BS ISO 17859:2015 pdf download – Fine ceramics (advanced ceramics, advanced technical ceramics) — Measurement method of piezoelectric strain at high electric field
4 Measuring environment
The measurement should be carried out in an environment free from acoustic noise and vibrations. It is desirable to control the measurement temperature 25 ± 5 °C and relative humidity less than 60 %.
5 Specimens
5.1 General
The test specimen shall be of any ceramics that can be cut into desired shapes such as disks and quadrilateral plates. There is no limit in specimen size and shape, if the specimen is held horizontally with a small tilt.
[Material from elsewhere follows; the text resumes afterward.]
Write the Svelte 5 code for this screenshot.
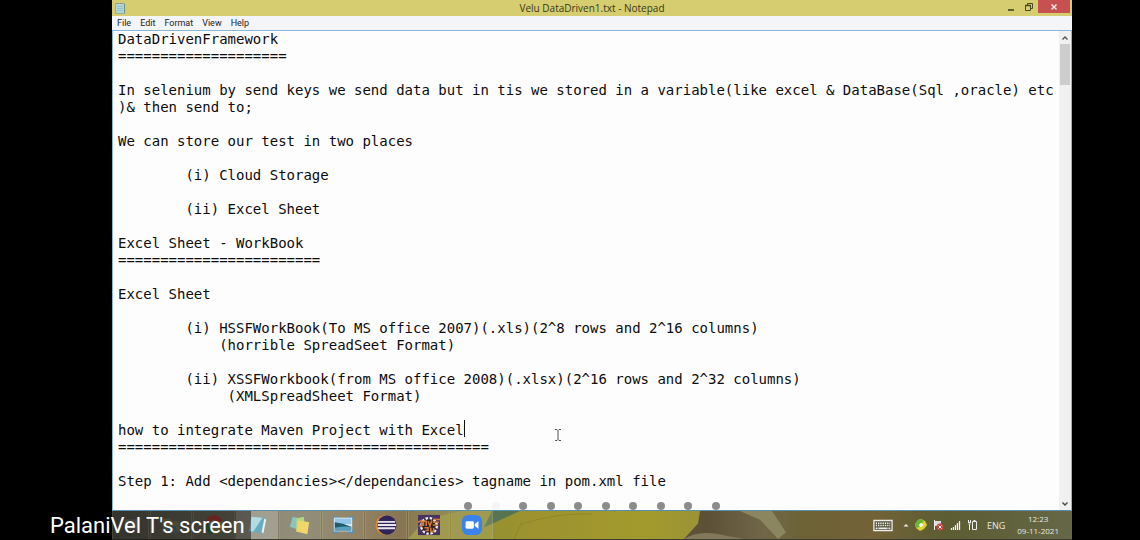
<script>
  const lines = [
    'DataDrivenFramework',
    '='.repeat(20),
    '',
    'In selenium by send keys we send data but in tis we stored in a variable(like excel & DataBase(Sql ,oracle) etc',
    ')& then send to;',
    '',
    'We can store our test in two places',
    '',
    '        (i) Cloud Storage',
    '',
    '        (ii) Excel Sheet',
    '',
    'Excel Sheet - WorkBook',
    '='.repeat(24),
    '',
    'Excel Sheet',
    '',
    '        (i) HSSFWorkBook(To MS office 2007)(.xls)(2^8 rows and 2^16 columns)',
    '            (horrible SpreadSeet Format)',
    '',
    '        (ii) XSSFWorkbook(from MS office 2008)(.xlsx)(2^16 rows and 2^32 columns)',
    '             (XMLSpreadSheet Format)',
    '',
    'how to integrate Maven Project with Excel',
    '='.repeat(44),
    '',
    'Step 1: Add <dependancies></dependancies> tagname in pom.xml file'
  ];
  let text = $state(lines.join('\n'));
  const menus = ['File', 'Edit', 'Format', 'View', 'Help'];
  const dots = Array.from({ length: 10 }, (_, i) => i);
</script>

<main class="share">
  <div class="desktop">
    <header class="titlebar">
      <svg class="app-icon" viewBox="0 0 12 12" aria-hidden="true">
        <path d="M1.500 1.500h9v10h-9z" fill="#b4d6d4" stroke="#93b09a" />
        <path d="M3 4.500h6M3 6.500h6M3 8.500h6" stroke="#8fc3d0" />
        <path d="M2 1.500h8" stroke="#81937b" stroke-dasharray="1 1" />
        <path d="M10.500 2v9" stroke="#6f8f80" />
      </svg>
      <h1>Velu DataDriven1.txt - Notepad</h1>
      <div class="controls">
        <button aria-label="Minimize"><svg viewBox="0 0 10 10"><path d="M2 8h6" stroke="#393818" stroke-width="1.500" /></svg></button>
        <button aria-label="Restore"><svg viewBox="0 0 10 10"><path d="M3.500 3V1.500h5v5H7" fill="none" stroke="#4a4821" /><path d="M1.500 3.500h5v5h-5z" fill="none" stroke="#4a4821" /><path d="M1 3.500h6" stroke="#4a4821" stroke-width="1.500" /></svg></button>
        <button class="close" aria-label="Close"><svg viewBox="0 0 10 10"><path d="M2.500 2.500l5 5m0-5l-5 5" stroke="#f6e6e4" stroke-width="1.500" /></svg></button>
      </div>
    </header>

    <nav class="menubar" aria-label="Menu">
      {#each menus as m}<button>{m}</button>{/each}
    </nav>

    <section class="editor">
      <textarea aria-label="Document text" spellcheck="false" wrap="off" rows="28" bind:value={text}></textarea>
      <div class="scrollbar">
        <button aria-label="Scroll up"><svg viewBox="0 0 8 8"><path d="M1.500 5.500L4 3l2.500 2.500" fill="none" stroke="#555" stroke-width="1.400" /></svg></button>
        <div class="thumb"></div>
        <button class="down" aria-label="Scroll down"><svg viewBox="0 0 8 8"><path d="M1.500 2.500L4 5l2.500-2.500" fill="none" stroke="#444" stroke-width="1.400" /></svg></button>
      </div>
      <span class="caret"></span>
      <svg class="ibeam" viewBox="0 0 8 12" aria-hidden="true"><path d="M1 .5h2l1 1 1-1h2M4 1.500v9M1 11.500h2l1-1 1 1h2" fill="none" stroke="#555" /></svg>
      <div class="pager">
        {#each dots as d}<span class:current={d === 1}></span>{/each}
      </div>
    </section>

    <footer class="taskbar">
      <svg class="wallpaper" viewBox="0 0 960 29" preserveAspectRatio="none" aria-hidden="true">
        <defs>
          <linearGradient id="base">
            <stop offset="0" stop-color="#5d5c50" /><stop offset=".14" stop-color="#7c7a68" />
            <stop offset=".2" stop-color="#85806a" /><stop offset=".26" stop-color="#857452" />
            <stop offset=".3" stop-color="#7a643c" /><stop offset=".37" stop-color="#8a8446" />
            <stop offset=".4" stop-color="#5f6840" /><stop offset=".62" stop-color="#5d5038" />
            <stop offset=".68" stop-color="#716748" /><stop offset=".72" stop-color="#6c6236" />
            <stop offset=".79" stop-color="#746238" /><stop offset=".87" stop-color="#5c5d33" />
            <stop offset="1" stop-color="#656747" />
          </linearGradient>
          <linearGradient id="petal">
            <stop offset="0" stop-color="#929033" /><stop offset=".25" stop-color="#9d922f" />
            <stop offset=".75" stop-color="#a39a2d" /><stop offset="1" stop-color="#9b9336" />
          </linearGradient>
        </defs>
        <path d="M0 0h960v29H0z" fill="url(#base)" />
        <path d="M296 29L314 8 350 0h38l20 0-30 29z" fill="#958d3b" />
        <path d="M380 0h28l-20 12-16 5z" fill="#55744f" />
        <path d="M362 29l12-13 34-16h180l-2 13-14 16z" fill="url(#petal)" />
        <path d="M408 14q34-12 72-11M402 29l8-18" fill="none" stroke="#8e8729" />
        <path d="M628 0h32l14 22-8 7-18-20z" fill="#8b8660" />
        <path d="M572 29q14-10 40-4l20 4z" fill="#817959" />
      </svg>
      <div class="apps">
        <button class="start" aria-label="Desktop"><svg viewBox="0 0 26 24"><path d="M6 6h14v11H6z" fill="#817e78" /></svg></button>
        <button aria-label="File Explorer"><svg viewBox="0 0 26 24"><path d="M4 5h8l2 3h8v12H4z" fill="#8c815a" /><path d="M7 13h12v8H7z" fill="#53798b" /></svg></button>
        <button aria-label="Chrome"><svg viewBox="0 0 26 24"><path d="M13 12L4 7a10 10 0 0 1 18 0z" fill="#b8413a" /><path d="M13 12L4 7a10 10 0 0 0 8 15z" fill="#367447" /><path d="M13 12l9-5a10 10 0 0 1-10 15z" fill="#9e8a3d" /><circle cx="13" cy="12" r="4.500" fill="#4575a3" stroke="#aaa" /></svg></button>
        <button class="open active" aria-label="Notepad"><svg viewBox="0 0 26 24"><path d="M7 3l15 1-3 17-15-2z" fill="#68acc1" /><path d="M7 3l12 1-10 15-5 0z" fill="#b4dbe2" /><path d="M21 5l2 1-3 15-2-1z" fill="#edf2ea" /></svg></button>
        <button class="open" aria-label="Sticky Notes"><svg viewBox="0 0 26 24"><path d="M5 3l8 2-3 12-8-3z" fill="#8cc3c0" /><path d="M9 5l8-2 2 14-10 2z" fill="#b5d97f" /><path d="M11 7l12 2-2 13-12-3z" fill="#f0d76c" /></svg></button>
        <button class="open" aria-label="Photos"><svg viewBox="0 0 26 24"><path d="M2 3h6v3H2zM18 3h6v3h-6zM2 17h6v4H2zM18 17h6v4h-6z" fill="#4f90ba" /><path d="M3 4h20v15H3z" fill="#d9edf4" /><path d="M4 5h18v6H4z" fill="#93c6e6" /><path d="M4 9q9 1 18 5v4H4z" fill="#235a6c" /><path d="M4 15q9-2 18-1v4H4z" fill="#58a0bd" /></svg></button>
        <button class="open" aria-label="Eclipse"><svg viewBox="0 0 26 24"><circle cx="12" cy="12" r="10.500" fill="#e08a2c" /><circle cx="14" cy="12" r="10.500" fill="#30245a" /><path d="M4 8.500h19M4 12h20M4 15.500h19" stroke="#e8e5ee" stroke-width="2" /></svg></button>
        <button class="open" aria-label="Java IDE"><svg viewBox="0 0 26 24"><path d="M1 1h24v22H1z" fill="#493460" /><circle cx="13" cy="13" r="8.500" fill="#2c1f20" stroke="#eee" stroke-width="2.500" stroke-dasharray="2.700 1.800" /><path d="M1 9l4-2v6H2M7 13V8h3v5M12 8l2 5 2-6M18 6h7M17 9h7M17 12h6M8 15h4v3H9M15 15v4h3v-4" fill="none" stroke="#d0793b" stroke-width="1.700" /></svg></button>
        <button class="open" aria-label="Zoom"><svg viewBox="0 0 26 24"><rect x="2" y="1" width="22" height="22" rx="7" fill="#3b83eb" /><rect x="6" y="8" width="9" height="8" rx="1.500" fill="#fff" /><path d="M16 11l4-3v8l-4-3z" fill="#fff" /></svg></button>
      </div>
      <div class="tray">
        <button class="keyboard" aria-label="Touch keyboard"><svg width="20" height="13" viewBox="0 0 22 14"><path d="M1 1.500h20v11H1z" fill="#555337" stroke="#eee" stroke-width="1.400" /><path d="M3 4.500h16M3 7h16" stroke="#eee" stroke-width="1.500" stroke-dasharray="1.500 1" /><path d="M3 10h2m1 0h10m1 0h2" stroke="#eee" stroke-width="1.500" /></svg></button>
        <button aria-label="Show hidden icons"><svg width="6" height="6" viewBox="0 0 6 6"><path d="M.5 4.500L3 2l2.500 2.500z" fill="#eee" /></svg></button>
        <button aria-label="Updater"><svg width="12" height="12" viewBox="0 0 12 12"><path d="M6 0l4 2 2 4-3 4-4 2-4-3-1-4 3-4z" fill="#dcd32c" /><path d="M0 5l3-4 3-1 3 2-3 3-2 3-3 1z" fill="#69b53a" /><path d="M4 6h4M6 4v4" stroke="#fff" stroke-width="1.600" /></svg></button>
        <button aria-label="Action Center"><svg width="11" height="12" viewBox="0 0 11 12"><path d="M1.500 1v10" stroke="#eee" /><path d="M2 2h6v5H2z" fill="#ddd" /><circle cx="7" cy="8" r="3.500" fill="#c54440" /><path d="M5.500 6.500l3 3m0-3l-3 3" stroke="#fff" /></svg></button>
        <button aria-label="Network"><svg width="11" height="12" viewBox="0 0 11 12"><path d="M1.500 9v2M3.500 8v3M5.500 6v5M7.500 4v7M9.500 2v9" stroke="#eee" stroke-width="1.300" /></svg></button>
        <button aria-label="Battery"><svg width="11" height="12" viewBox="0 0 11 12"><path d="M5.500 2.500h4v8h-4zM6.500 1.500h2M2.500 5v6M1 3.500h3M1.500 1v2M3.500 1v2M1.500 5h2" fill="none" stroke="#eee" /></svg></button>
        <span class="lang">ENG</span>
        <div class="clock"><time>12:23</time><span>09-11-2021</span></div>
      </div>
    </footer>
  </div>
  <div class="caption">PalaniVel T's screen</div>
</main>

<style>
  :global(body) { margin: 0; background: #000; }
  .share { position: relative; min-height: 100vh; display: flex; box-sizing: border-box; padding: 0 68px 0 112px; background: #000; }
  .desktop { flex: 1; min-width: 0; display: flex; flex-direction: column; background: #fff; font-family: "Open Sans", "Noto Sans", sans-serif; }
  button { border: 0; padding: 0; margin: 0; background: none; font: inherit; color: inherit; display: flex; align-items: center; justify-content: center; }
  .titlebar { height: 16px; display: grid; grid-template-columns: 1fr auto 1fr; align-items: center; background: #d6cd70; color: #3a3818; }
  .app-icon { width: 12px; height: 12px; margin-left: 2px; }
  h1 { margin: 0; font-size: 10px; line-height: 16px; font-weight: 400; }
  .controls { display: flex; justify-content: flex-end; align-self: start; margin-right: 2px; }
  .controls button { width: 18px; height: 13px; }
  .controls svg { width: 10px; height: 10px; }
  .controls .close { width: 32px; background: #c75050; }
  .menubar { height: 14px; display: flex; gap: 9px; padding-left: 5px; background: #f4f5f8; font: 9px/14px Roboto, sans-serif; color: #222; }
  .editor { position: relative; flex: 1; display: flex; border: 1px solid #8ab7d6; border-bottom-color: #5590ac; background: #fefdfe; }
  textarea { flex: 1; min-width: 0; min-height: 0; box-sizing: border-box; border: 0; outline: 0; margin: 0; padding: 0 0 0 5px; resize: none; overflow: hidden; background: transparent; color: #0c0c0c; font: 14px/17px "DejaVu Sans Mono", monospace; white-space: pre; }
  .scrollbar { width: 12px; display: flex; flex-direction: column; background: #f0f0f1; }
  .scrollbar button { height: 13px; }
  .scrollbar svg { width: 8px; height: 8px; }
  .thumb { height: 41px; margin: 0 1px; background: #cdcdce; }
  .down { margin-top: auto; }
  .caret { position: absolute; left: 351px; top: 389px; width: 1px; height: 17px; background: #111; }
  .ibeam { position: absolute; left: 441px; top: 398px; width: 8px; height: 12px; }
  .pager { position: absolute; left: 0; right: 0; bottom: 0; width: 256px; margin: 0 auto; display: flex; justify-content: space-between; }
  .pager span { width: 8px; height: 8px; border-radius: 50%; background: #8d8c8d; }
  .pager .current { background: #f6f4f6; }
  .taskbar { position: relative; height: 29px; display: flex; justify-content: space-between; border-bottom: 1px solid #3c3c32; box-sizing: border-box; color: #e9e9e0; }
  .wallpaper { position: absolute; inset: 0; width: 100%; height: 100%; }
  .apps, .tray { position: relative; display: flex; align-items: center; }
  .apps { align-items: stretch; gap: 1px; }
  .apps button { width: 42px; border-right: 1px solid #aaa58066; border-left: 1px solid #aaa58066; box-sizing: border-box; }
  .apps .start { width: 37px; }
  .apps svg { width: 24px; height: 22px; }
  .apps .open { background: #ffffff1c; }
  .apps .active { background: #ffffff44; }
  .tray { gap: 6px; padding-right: 13px; font-size: 9px; }
  .keyboard { margin-right: 4px; }
  .lang { margin: 0 6px 0 3px; }
  .clock { display: flex; flex-direction: column; align-items: center; font-size: 8px; line-height: 12px; }
  .caption { position: absolute; left: 0; bottom: 0; height: 29px; box-sizing: border-box; padding: 1px 6px 0 50px; background: #00000070; color: #fff; font: 22px/28px Roboto, sans-serif; white-space: nowrap; }
</style>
5.2 Shape and size Specimens are made by cutting out from ceramics or single crystals. The shape of the specimen should be disk or quadrilateral plate, with smooth surfaces. Thickness distribution less than ± 1 % is desirable within the plate. The standard dimensions of the specimen are 0,3 mm – 1,0 mm in thickness, 5 mm – 15 mm in size, and 15 – 25 in the ratio of size to thickness. A desirable example of such disc is 0,5 mm in thickness and 10 mm in diameter.
5.3 Electrodes Electrodes should be deposited on both sides of the specimen plate, leaving the edge region free. This edge region should have an area of less than 10 % of the sample surface. The electrode is desirable with tough adhesion and without deterioration. An example of such electrode metal is Au, Ag and Pt.
5.4 Polarization The specimen should be treated by a poling procedure. Polarized direction should be shown on the specimen surface. Typically the positive side of the sample is marked with a dot or cross. 6 Principle The strain of the specimen is induced by the piezoelectric effect when an electric field is applied between the two electrodes of the specimen. The strain is detected as the thickness variation of the specimen using a displacement meter. The strain vs. E-field curve is drawn, and the piezoelectric constant is calculated from this curve.
7 Measurement equipment
7.1 Equipment Figure 1 shows an example of a system block diagram for piezoelectric strain measurement.
7.2 Components of equipment
7.2.1 Signal generator. A function generator is recommended to generate the triangular waveform with the frequency range of 0,1 Hz to 1 Hz. Figure 2 shows an example of an applied waveform.
7.2.2 Power source. A power source which can generate voltages as high as several kV should be used.
7.2.3 Displacement meter. A measuring accuracy of ± 10 nm is needed for the displacement sensor. Both contact and non-contact sensors can be used. Different kinds of measuring system which have the required measuring accuracy can be used, such as differential inductive displacement gauge, magneto- resistance type linear displacement sensor, laser interferometer, capacitive method, etc.
7.2.4 Monitor. Instruments such as analog-to-digital converters and oscilloscopes are used for monitoring the relation between applied E-field and displacement, and for data acquisition.
7.2.5 Specimen holder. The specimen can be held horizontally or vertically. The specimen is placed between a stationary contact and a moving contact. The tip of the moving contact is recommended to have a sphere shape with a radius less than 2 mm. The tip of the stationary contact should be flat with a diameter less than 30 % of specimen diameter. The mechanical stress to the specimen shall be kept as low as possible in the measurement. The specimen holder has a structure which stably holds the specimen under applied E-field between both electrodes of the specimen. Figure 3 shows an example of specimen holder structure. The bottom of the stationary contact is fixed in a metal base which is connected to the ground. The moving contact is supported by a linear bearing, which is fixed in a polymer block and is connected by a wire to the power source.
7.3 Environment of specimen holder
The specimen holder should be placed on an anti-vibration stage. A cover of the specimen holder is recommended to remove acoustic noise and to maintain a constant specimen temperature. It is effective to prevent discharge by immersing the specimen in isolation oil, although the use of isolation oil is not mandatory.